### Do this
Copy the lines below as they are; omit the images they contain.

### Dataset content
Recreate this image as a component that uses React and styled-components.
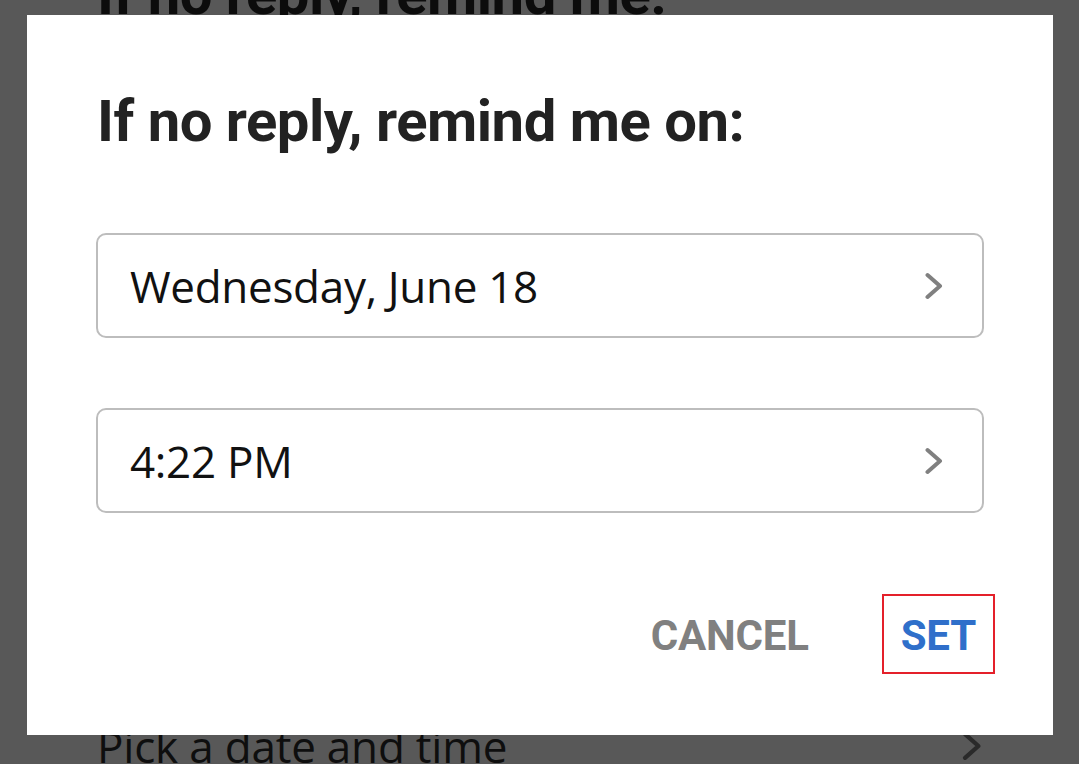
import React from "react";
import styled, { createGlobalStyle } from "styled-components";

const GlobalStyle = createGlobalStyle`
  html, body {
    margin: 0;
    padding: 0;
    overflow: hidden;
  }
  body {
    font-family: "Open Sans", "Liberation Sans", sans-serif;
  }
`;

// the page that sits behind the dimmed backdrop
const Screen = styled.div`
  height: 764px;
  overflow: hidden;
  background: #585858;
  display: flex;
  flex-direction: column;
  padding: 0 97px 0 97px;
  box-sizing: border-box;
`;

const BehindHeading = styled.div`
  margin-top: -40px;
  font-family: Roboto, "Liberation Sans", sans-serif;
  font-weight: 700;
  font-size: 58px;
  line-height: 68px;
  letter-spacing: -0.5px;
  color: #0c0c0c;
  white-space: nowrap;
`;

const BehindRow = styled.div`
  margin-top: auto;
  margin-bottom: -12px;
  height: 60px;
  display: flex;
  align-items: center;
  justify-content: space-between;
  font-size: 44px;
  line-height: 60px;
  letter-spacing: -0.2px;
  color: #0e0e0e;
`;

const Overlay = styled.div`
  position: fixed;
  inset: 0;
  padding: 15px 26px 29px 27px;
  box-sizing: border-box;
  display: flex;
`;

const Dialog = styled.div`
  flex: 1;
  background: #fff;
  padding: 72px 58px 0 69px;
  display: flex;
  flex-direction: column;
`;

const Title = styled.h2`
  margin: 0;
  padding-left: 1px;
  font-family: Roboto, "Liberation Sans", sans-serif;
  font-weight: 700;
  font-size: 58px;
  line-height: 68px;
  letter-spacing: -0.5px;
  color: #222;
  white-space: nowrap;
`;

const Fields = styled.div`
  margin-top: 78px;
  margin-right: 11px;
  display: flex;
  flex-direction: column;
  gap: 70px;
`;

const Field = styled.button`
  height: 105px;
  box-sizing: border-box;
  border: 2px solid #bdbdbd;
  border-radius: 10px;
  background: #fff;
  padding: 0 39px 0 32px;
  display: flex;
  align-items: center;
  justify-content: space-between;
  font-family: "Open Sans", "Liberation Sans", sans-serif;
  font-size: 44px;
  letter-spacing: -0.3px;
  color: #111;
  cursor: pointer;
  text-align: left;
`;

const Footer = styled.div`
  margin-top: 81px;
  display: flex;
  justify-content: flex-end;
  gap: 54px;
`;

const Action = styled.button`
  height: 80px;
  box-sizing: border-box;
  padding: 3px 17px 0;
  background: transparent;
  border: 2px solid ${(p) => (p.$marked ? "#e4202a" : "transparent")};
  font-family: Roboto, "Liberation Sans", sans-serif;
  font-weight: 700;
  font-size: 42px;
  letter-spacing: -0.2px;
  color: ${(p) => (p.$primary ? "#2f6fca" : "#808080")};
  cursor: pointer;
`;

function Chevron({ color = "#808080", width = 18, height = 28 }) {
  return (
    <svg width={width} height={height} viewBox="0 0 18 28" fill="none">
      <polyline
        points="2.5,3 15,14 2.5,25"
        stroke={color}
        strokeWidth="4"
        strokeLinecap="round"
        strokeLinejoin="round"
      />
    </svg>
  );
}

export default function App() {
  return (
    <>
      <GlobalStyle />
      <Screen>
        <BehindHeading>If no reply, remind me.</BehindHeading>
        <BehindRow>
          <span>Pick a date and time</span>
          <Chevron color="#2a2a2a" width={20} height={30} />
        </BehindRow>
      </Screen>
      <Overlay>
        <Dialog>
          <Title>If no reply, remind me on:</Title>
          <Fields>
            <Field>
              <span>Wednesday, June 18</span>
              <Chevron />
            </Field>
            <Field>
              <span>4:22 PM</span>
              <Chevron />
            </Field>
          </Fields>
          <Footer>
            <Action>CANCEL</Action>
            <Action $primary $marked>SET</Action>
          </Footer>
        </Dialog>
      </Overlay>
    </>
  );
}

### Problem solution
Recreate this image as a component that uses React and styled-components.
import React from "react";
import styled, { createGlobalStyle } from "styled-components";

const GlobalStyle = createGlobalStyle`
  html, body {
    margin: 0;
    padding: 0;
    overflow: hidden;
  }
  body {
    font-family: "Open Sans", "Liberation Sans", sans-serif;
  }
`;

// the page that sits behind the dimmed backdrop
const Screen = styled.div`
  height: 764px;
  overflow: hidden;
  background: #585858;
  display: flex;
  flex-direction: column;
  padding: 0 97px 0 97px;
  box-sizing: border-box;
`;

const BehindHeading = styled.div`
  margin-top: -40px;
  font-family: Roboto, "Liberation Sans", sans-serif;
  font-weight: 700;
  font-size: 58px;
  line-height: 68px;
  letter-spacing: -0.5px;
  color: #0c0c0c;
  white-space: nowrap;
`;

const BehindRow = styled.div`
  margin-top: auto;
  margin-bottom: -12px;
  height: 60px;
  display: flex;
  align-items: center;
  justify-content: space-between;
  font-size: 44px;
  line-height: 60px;
  letter-spacing: -0.2px;
  color: #0e0e0e;
`;

const Overlay = styled.div`
  position: fixed;
  inset: 0;
  padding: 15px 26px 29px 27px;
  box-sizing: border-box;
  display: flex;
`;

const Dialog = styled.div`
  flex: 1;
  background: #fff;
  padding: 72px 58px 0 69px;
  display: flex;
  flex-direction: column;
`;

const Title = styled.h2`
  margin: 0;
  padding-left: 1px;
  font-family: Roboto, "Liberation Sans", sans-serif;
  font-weight: 700;
  font-size: 58px;
  line-height: 68px;
  letter-spacing: -0.5px;
  color: #222;
  white-space: nowrap;
`;

const Fields = styled.div`
  margin-top: 78px;
  margin-right: 11px;
  display: flex;
  flex-direction: column;
  gap: 70px;
`;

const Field = styled.button`
  height: 105px;
  box-sizing: border-box;
  border: 2px solid #bdbdbd;
  border-radius: 10px;
  background: #fff;
  padding: 0 39px 0 32px;
  display: flex;
  align-items: center;
  justify-content: space-between;
  font-family: "Open Sans", "Liberation Sans", sans-serif;
  font-size: 44px;
  letter-spacing: -0.3px;
  color: #111;
  cursor: pointer;
  text-align: left;
`;

const Footer = styled.div`
  margin-top: 81px;
  display: flex;
  justify-content: flex-end;
  gap: 54px;
`;

const Action = styled.button`
  height: 80px;
  box-sizing: border-box;
  padding: 3px 17px 0;
  background: transparent;
  border: 2px solid ${(p) => (p.$marked ? "#e4202a" : "transparent")};
  font-family: Roboto, "Liberation Sans", sans-serif;
  font-weight: 700;
  font-size: 42px;
  letter-spacing: -0.2px;
  color: ${(p) => (p.$primary ? "#2f6fca" : "#808080")};
  cursor: pointer;
`;

function Chevron({ color = "#808080", width = 18, height = 28 }) {
  return (
    <svg width={width} height={height} viewBox="0 0 18 28" fill="none">
      <polyline
        points="2.5,3 15,14 2.5,25"
        stroke={color}
        strokeWidth="4"
        strokeLinecap="round"
        strokeLinejoin="round"
      />
    </svg>
  );
}

export default function App() {
  return (
    <>
      <GlobalStyle />
      <Screen>
        <BehindHeading>If no reply, remind me.</BehindHeading>
        <BehindRow>
          <span>Pick a date and time</span>
          <Chevron color="#2a2a2a" width={20} height={30} />
        </BehindRow>
      </Screen>
      <Overlay>
        <Dialog>
          <Title>If no reply, remind me on:</Title>
          <Fields>
            <Field>
              <span>Wednesday, June 18</span>
              <Chevron />
            </Field>
            <Field>
              <span>4:22 PM</span>
              <Chevron />
            </Field>
          </Fields>
          <Footer>
            <Action>CANCEL</Action>
            <Action $primary $marked>SET</Action>
          </Footer>
        </Dialog>
      </Overlay>
    </>
  );
}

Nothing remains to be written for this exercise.